While rising bond yields and interest rates usually help bank stocks, that was canceled out by disappointing earnings reports. Discover Financial Services lost $2.24, or 3.3 percent, to $65.15 as the credit card issuer and lender set aside more money to cover potential losses on bad loans. Regional bank Huntington Bancshares fell 33 cents, or 2.4 percent, to $13.88.
Benchmark U.S. crude shed 29 cents to $52.18 a barrel in New York. Brent crude, used to price international oils, rose 11 cents to $58.44 per barrel in London.
Wholesale gasoline rose 2 cents to $1.73 a gallon. Heating oil remained at $1.82 a gallon. Natural gas fell 6 cents to $2.92 per 1,000 cubic feet.
Gold inched up 70 cents to $1,279 an ounce. Silver lost 4 cents to $16.93 an ounce. Copper fell 2 cents to $3.18 a pound.
The dollar rose to 113.72 yen from 113.58 yen. The euro edged up to $1.1807 from $1.1788. The British pound rose to $1.3255 from $1.3136.
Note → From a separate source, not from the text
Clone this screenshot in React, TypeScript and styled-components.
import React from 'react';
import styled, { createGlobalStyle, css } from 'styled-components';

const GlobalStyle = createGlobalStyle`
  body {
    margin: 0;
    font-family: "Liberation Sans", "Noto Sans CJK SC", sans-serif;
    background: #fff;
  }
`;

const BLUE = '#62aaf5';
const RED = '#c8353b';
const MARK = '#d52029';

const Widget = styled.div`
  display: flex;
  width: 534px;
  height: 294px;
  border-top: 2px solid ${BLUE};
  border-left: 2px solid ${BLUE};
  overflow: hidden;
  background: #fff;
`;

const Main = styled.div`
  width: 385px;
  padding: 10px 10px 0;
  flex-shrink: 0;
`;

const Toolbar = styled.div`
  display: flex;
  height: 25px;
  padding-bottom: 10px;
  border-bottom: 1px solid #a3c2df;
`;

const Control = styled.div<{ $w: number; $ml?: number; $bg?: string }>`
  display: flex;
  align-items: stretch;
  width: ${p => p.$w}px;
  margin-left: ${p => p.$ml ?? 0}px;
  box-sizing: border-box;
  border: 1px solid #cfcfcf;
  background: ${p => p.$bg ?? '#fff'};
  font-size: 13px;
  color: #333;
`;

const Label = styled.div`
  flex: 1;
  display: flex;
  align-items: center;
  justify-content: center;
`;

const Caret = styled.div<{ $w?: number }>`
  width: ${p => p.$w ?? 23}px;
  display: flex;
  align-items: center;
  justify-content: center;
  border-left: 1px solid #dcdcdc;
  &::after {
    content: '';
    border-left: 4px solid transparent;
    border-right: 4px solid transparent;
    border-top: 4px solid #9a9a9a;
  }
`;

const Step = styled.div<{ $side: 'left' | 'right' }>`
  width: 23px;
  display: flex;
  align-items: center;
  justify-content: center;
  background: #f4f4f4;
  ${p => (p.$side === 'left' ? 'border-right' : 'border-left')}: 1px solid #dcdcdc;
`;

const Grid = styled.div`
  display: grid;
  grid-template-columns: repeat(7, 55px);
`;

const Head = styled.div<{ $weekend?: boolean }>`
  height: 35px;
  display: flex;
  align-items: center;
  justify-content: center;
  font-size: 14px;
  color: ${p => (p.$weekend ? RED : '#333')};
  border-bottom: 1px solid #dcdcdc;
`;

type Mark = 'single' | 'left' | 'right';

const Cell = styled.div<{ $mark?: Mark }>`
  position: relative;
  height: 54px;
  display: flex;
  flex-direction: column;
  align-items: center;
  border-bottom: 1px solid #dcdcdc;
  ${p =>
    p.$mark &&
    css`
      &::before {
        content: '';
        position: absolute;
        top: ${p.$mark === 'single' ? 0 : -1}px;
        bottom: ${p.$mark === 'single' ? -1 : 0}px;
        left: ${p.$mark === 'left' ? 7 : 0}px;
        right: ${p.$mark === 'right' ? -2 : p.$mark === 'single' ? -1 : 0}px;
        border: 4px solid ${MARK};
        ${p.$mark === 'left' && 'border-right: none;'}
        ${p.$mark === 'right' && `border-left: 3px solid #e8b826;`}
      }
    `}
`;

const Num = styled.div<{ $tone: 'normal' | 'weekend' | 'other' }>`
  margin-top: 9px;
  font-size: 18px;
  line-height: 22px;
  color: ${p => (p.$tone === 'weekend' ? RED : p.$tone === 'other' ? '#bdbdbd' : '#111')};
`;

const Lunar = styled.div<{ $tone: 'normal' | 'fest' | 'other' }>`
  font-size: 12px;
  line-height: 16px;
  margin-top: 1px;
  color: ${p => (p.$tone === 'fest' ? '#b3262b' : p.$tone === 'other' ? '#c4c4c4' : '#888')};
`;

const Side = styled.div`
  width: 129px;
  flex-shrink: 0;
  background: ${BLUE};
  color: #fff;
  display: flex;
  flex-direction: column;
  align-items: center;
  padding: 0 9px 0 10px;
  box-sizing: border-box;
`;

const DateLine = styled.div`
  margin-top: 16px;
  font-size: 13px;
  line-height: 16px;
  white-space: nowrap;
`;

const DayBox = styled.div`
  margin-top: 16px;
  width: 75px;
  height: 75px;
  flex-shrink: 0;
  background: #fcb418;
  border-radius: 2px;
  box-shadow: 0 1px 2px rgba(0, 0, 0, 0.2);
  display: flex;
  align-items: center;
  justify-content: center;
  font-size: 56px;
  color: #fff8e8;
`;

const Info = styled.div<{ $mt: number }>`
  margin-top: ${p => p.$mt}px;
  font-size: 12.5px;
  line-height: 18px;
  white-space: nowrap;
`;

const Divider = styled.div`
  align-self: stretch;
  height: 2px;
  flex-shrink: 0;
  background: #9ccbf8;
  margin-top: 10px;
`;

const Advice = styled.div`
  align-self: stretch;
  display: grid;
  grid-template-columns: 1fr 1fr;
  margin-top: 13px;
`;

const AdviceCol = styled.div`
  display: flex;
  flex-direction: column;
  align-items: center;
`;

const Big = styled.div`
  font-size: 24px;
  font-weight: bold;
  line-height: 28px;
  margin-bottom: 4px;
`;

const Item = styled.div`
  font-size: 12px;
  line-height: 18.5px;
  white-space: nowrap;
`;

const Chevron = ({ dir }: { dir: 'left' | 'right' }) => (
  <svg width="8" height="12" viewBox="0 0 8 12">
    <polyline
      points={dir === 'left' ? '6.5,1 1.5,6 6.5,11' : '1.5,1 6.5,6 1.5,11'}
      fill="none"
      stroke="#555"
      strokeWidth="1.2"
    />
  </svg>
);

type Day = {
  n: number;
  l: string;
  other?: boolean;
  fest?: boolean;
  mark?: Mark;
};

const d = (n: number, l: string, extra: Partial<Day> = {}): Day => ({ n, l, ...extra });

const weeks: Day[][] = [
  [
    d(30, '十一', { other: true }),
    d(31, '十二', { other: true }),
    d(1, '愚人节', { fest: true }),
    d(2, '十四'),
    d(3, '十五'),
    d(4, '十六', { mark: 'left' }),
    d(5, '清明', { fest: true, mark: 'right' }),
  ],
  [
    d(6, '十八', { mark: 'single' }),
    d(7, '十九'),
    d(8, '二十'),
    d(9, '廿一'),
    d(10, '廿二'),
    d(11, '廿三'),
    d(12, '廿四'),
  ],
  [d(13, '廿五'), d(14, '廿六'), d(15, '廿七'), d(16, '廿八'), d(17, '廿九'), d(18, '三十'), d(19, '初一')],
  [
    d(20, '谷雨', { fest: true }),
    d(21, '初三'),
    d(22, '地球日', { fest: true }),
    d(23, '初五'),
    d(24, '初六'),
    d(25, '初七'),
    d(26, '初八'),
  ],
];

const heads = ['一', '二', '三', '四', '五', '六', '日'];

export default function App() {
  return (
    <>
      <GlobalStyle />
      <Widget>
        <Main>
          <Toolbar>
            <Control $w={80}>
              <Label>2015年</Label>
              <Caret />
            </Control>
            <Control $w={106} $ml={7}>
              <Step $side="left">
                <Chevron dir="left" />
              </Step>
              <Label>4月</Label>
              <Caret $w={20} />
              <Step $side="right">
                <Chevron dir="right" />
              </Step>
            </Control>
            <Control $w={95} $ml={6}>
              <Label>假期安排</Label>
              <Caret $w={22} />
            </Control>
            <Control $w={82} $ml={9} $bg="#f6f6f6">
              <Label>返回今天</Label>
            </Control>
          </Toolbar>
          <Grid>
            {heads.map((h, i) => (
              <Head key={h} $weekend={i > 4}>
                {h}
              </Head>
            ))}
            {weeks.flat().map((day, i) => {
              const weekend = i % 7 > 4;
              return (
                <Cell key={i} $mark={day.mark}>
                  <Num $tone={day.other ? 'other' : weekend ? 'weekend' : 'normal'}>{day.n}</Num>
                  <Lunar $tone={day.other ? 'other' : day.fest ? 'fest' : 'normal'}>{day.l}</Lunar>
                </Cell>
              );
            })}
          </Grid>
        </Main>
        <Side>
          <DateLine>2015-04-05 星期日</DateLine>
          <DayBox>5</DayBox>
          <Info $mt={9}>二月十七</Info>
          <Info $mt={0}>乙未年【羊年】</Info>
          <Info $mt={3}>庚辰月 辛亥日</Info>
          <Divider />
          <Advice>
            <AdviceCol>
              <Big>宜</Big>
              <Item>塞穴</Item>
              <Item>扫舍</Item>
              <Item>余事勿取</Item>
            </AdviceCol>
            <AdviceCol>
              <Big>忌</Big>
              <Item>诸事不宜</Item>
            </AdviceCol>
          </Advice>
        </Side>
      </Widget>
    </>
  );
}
Britain’s FTSE 100 dipped 1.1 percent as investors felt a stronger-than-expected report on economic growth makes it more likely the Bank of England will raise interest rates next month. France’s CAC 40 fell 0.4 percent and the DAX in Germany lost 0.5 percent.
The Nikkei 225 index fell 0.5 percent as a 16-day winning streak for Japanese stocks came to an end. The index rose 7.2 percent over that period, its longest winning streak since World War II. The South Korean Kospi added 0.1 percent and Hong Kong’s Hang Seng gained 0.5 percent.